As has our possession of a large wine fridge. While some newspapers put a zero-alcohol policy in place, we put a notice on our fridge asking staff to make sure that two bottles of Pol Roger were chilling at all times. My office has a well-stocked whisky cabinet and I judged our general success by the speed with which that whisky mysteriously evaporated. An article about us in the New York Times had a quote that summed things up well: ‘It’s a very serious professional operation pretending to be a bunch of champagne dilettantes.’
Michael Gove has replaced Nelson, who will stay on as associate editor.
Nick Burns goes for a drink in Vienna:
We pushed past the people smoking outside into a small, cozy little old-school-looking place with worn and scarred tables and wooden chairs, and in another room, velvet-upholstered corner booths and a jukebox which turned out to have all of maybe 20 songs on it (a typical European selection, some Euro ballads, some well-chosen tracks from Springsteen and Dylan and Cash, and some real head-scratchers, including Dylan’s “Wigwam”).
We sat in one of the dark velvet corner booths and ordered a couple of beers from the Wirten, a late-middle-aged Austrian woman with shortcropped blonde hair and crow’s feet we immediately took a liking to, and asked the Austrians at the table next to us what they were drinking.
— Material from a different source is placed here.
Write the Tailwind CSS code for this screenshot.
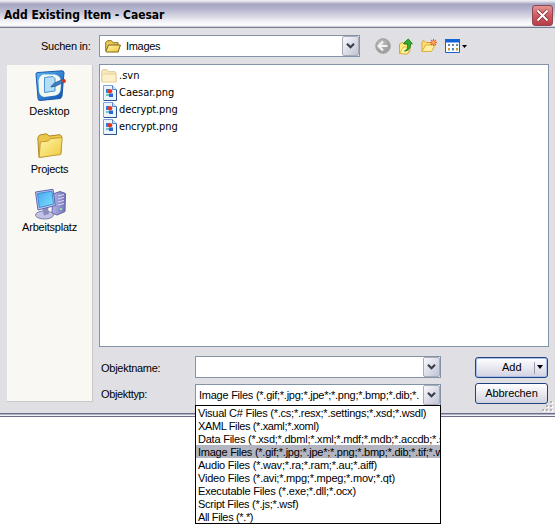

They had a small plate with two glasses of warm amber-red liquid, just a finger’s worth, and sugar cubes and coffee beans. It’s called Koks, they said. This apparently means cocaine in German slang. You chew the beans, drink the rum and eat the sugar cube.
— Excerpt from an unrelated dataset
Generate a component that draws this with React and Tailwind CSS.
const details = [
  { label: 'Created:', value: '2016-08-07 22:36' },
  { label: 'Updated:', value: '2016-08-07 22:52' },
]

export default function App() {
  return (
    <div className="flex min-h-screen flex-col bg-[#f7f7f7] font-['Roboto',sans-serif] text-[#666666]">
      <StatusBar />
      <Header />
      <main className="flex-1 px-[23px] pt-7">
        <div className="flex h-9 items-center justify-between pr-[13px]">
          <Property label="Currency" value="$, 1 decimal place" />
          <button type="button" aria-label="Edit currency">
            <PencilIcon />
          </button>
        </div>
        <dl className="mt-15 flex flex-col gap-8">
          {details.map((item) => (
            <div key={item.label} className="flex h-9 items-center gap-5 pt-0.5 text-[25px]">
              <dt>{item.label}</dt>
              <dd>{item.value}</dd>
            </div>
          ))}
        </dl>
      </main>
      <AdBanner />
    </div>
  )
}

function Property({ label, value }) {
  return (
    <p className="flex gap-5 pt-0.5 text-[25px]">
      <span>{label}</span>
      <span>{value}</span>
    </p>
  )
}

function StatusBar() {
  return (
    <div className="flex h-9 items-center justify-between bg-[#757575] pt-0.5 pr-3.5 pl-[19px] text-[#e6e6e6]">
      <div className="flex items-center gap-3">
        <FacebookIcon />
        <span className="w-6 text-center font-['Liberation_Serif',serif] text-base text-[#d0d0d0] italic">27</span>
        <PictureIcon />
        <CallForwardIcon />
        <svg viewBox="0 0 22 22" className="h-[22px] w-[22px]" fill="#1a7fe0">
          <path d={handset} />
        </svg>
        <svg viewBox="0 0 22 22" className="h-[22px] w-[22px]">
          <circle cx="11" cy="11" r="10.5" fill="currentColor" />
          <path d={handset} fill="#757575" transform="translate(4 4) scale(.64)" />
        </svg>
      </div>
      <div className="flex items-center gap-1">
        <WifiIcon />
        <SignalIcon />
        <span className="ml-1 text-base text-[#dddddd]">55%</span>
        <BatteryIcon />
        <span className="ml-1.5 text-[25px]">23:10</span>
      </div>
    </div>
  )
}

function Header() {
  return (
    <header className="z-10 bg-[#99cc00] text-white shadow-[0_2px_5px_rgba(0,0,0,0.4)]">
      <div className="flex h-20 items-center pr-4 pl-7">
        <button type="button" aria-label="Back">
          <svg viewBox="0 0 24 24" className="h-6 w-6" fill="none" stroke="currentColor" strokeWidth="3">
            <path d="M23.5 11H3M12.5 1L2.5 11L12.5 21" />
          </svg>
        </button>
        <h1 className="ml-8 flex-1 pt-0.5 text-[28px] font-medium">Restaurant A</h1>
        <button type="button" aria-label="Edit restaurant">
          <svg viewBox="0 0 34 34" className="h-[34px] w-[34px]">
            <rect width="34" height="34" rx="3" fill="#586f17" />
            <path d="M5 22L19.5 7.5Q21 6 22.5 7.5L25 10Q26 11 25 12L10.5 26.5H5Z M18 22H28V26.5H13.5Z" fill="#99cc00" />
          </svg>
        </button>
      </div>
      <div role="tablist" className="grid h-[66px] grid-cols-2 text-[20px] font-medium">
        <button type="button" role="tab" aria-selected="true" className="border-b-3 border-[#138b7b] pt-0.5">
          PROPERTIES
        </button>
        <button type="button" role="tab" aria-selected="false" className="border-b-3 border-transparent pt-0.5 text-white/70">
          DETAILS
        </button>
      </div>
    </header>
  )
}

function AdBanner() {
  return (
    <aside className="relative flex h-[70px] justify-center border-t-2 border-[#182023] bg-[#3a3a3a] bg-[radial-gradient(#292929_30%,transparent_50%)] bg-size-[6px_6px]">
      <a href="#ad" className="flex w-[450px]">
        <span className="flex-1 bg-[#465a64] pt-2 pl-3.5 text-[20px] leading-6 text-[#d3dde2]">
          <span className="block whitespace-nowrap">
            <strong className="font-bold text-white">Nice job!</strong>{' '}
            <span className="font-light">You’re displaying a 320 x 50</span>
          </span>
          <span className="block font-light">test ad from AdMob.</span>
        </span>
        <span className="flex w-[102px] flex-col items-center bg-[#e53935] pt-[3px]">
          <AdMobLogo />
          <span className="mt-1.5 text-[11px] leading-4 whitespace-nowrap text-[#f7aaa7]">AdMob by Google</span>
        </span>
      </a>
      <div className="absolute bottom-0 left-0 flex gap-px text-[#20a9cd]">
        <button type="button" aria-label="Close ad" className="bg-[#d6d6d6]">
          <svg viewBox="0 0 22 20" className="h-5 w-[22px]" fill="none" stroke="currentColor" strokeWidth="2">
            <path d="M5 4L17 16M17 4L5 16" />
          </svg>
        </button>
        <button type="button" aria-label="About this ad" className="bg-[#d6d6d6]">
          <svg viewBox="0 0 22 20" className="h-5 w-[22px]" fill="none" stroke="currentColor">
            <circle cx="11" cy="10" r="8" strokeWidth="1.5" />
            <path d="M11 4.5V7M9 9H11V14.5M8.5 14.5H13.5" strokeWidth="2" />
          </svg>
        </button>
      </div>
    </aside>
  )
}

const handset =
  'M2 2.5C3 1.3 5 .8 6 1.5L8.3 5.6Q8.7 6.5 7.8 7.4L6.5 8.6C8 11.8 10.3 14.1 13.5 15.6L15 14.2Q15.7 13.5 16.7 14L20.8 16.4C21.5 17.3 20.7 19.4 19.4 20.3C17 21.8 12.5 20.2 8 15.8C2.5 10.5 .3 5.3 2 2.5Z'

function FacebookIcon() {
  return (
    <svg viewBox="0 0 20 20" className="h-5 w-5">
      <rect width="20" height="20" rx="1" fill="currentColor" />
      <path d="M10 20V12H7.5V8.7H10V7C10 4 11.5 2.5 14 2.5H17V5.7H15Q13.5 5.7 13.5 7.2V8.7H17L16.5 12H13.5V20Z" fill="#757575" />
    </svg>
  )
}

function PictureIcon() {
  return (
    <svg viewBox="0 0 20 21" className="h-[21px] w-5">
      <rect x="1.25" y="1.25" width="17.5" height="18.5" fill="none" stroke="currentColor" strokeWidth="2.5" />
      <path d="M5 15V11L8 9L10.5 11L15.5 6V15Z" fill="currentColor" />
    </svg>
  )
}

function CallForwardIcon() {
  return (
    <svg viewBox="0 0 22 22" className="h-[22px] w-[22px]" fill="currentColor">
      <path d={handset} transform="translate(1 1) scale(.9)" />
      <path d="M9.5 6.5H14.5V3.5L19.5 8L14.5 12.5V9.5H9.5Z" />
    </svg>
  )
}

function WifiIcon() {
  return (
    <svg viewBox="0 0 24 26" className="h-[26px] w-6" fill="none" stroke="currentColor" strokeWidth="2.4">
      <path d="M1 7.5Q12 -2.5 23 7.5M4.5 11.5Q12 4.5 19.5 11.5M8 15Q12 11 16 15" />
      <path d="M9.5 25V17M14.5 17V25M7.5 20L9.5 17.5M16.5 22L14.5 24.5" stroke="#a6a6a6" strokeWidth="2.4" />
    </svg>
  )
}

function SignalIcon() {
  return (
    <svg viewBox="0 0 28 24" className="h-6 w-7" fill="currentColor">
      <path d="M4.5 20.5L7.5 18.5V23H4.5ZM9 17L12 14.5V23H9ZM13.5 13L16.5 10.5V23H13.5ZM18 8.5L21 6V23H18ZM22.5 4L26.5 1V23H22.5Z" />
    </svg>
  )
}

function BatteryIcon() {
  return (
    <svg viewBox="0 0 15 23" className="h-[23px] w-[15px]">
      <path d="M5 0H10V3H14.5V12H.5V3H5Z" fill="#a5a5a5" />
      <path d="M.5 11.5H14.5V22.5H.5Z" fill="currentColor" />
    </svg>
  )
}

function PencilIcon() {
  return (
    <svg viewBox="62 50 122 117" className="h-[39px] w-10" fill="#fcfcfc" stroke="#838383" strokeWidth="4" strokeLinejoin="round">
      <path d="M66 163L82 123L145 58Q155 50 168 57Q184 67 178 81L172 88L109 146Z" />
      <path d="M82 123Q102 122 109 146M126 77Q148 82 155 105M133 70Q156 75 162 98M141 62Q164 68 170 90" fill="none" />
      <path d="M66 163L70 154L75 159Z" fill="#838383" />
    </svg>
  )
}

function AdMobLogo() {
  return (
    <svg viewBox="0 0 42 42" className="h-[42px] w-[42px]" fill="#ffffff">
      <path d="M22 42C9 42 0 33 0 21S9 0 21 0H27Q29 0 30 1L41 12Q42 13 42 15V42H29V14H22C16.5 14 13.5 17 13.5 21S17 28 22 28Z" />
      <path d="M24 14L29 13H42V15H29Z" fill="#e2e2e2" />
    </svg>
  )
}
Daniel Parris writes about the economics of religious films: “Faith-driven movies are often belittled by critics and online ratings, a product of poor production value (stemming from low budgets), a bias against their subject matter, and, well, the fact that some are quite bad . . . It's not just secularly-minded audiences who disparage these films—the reality is far more nuanced (as is typical of most things). Many Christians are contemptuous of works produced by Affirm Films and Pure Flix, denouncing their oversimplification of religious conviction and predictable plot structuring . . . And yet, despite quality concerns, these movies are consistently profitable, regularly grossing 1.5x their budget (Hollywood's back-of-the-envelope breakeven point). Economically speaking, religion-driven films are most similar to horror movies—wildly profitable despite below-average acclaim. Horror and faith-based films stand out as significant outliers when we chart the percentage of profitable projects against average online rating.”